Find each line holding "this" and copy it out.

Available records =>
★ ★ ★ ★ ★ ★ ★

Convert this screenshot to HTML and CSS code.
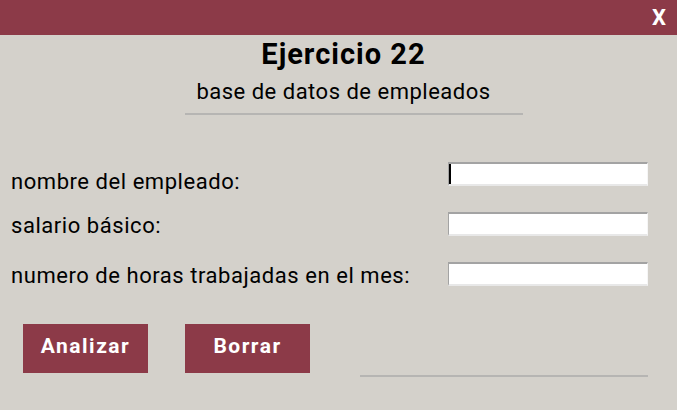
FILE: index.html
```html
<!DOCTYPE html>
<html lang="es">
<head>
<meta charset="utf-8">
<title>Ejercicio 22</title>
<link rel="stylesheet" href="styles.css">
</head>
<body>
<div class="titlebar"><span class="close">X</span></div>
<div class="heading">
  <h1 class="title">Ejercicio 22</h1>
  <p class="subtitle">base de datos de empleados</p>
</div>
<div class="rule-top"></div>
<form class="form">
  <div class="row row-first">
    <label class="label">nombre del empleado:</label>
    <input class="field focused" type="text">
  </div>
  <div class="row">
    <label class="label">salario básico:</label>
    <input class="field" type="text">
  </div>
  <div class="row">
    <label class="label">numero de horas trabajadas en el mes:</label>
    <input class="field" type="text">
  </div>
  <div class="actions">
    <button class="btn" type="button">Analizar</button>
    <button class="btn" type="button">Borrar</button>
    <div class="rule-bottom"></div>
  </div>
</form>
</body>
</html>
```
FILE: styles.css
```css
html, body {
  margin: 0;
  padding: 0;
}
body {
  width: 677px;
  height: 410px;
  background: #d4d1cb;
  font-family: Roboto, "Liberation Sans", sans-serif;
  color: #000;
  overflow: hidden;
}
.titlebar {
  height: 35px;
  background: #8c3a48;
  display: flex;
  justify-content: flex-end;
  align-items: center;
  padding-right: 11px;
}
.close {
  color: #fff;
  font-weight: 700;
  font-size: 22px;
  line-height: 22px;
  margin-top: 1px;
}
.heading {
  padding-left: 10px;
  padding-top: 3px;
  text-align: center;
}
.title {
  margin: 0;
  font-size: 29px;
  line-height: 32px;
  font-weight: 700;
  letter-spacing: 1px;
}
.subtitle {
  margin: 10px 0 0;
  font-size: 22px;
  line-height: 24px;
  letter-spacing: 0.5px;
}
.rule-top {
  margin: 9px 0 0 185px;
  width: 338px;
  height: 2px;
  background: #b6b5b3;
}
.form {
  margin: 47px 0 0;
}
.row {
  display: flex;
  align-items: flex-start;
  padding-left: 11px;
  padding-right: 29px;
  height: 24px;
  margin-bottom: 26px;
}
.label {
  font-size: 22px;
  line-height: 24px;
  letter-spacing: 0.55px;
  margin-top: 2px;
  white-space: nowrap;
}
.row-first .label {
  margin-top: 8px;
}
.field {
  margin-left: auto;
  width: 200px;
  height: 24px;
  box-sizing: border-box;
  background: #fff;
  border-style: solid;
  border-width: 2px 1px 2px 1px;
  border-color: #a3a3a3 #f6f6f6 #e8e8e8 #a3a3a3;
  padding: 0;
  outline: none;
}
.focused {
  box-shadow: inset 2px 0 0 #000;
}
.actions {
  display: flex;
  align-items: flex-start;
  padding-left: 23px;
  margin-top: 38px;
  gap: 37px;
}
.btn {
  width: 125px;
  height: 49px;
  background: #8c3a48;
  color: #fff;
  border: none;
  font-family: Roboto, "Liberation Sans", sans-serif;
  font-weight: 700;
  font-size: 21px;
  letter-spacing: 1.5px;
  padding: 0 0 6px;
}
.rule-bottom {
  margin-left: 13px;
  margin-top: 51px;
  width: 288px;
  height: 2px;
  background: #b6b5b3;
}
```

★ ★ ★ ★ ★ ★ ★

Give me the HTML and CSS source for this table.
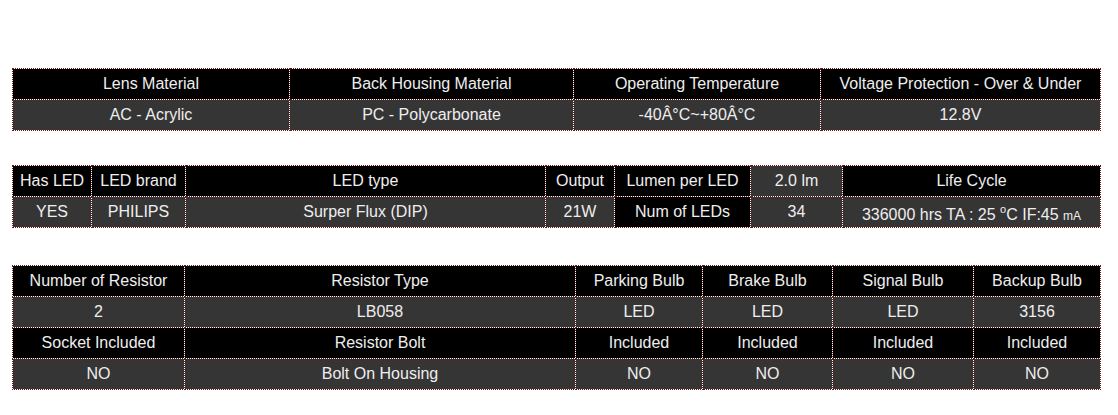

★ ★ ★ ★ ★ ★ ★

Answer to the problem =>
Convert this screenshot to HTML and CSS code.
Give me the HTML and CSS source for this table.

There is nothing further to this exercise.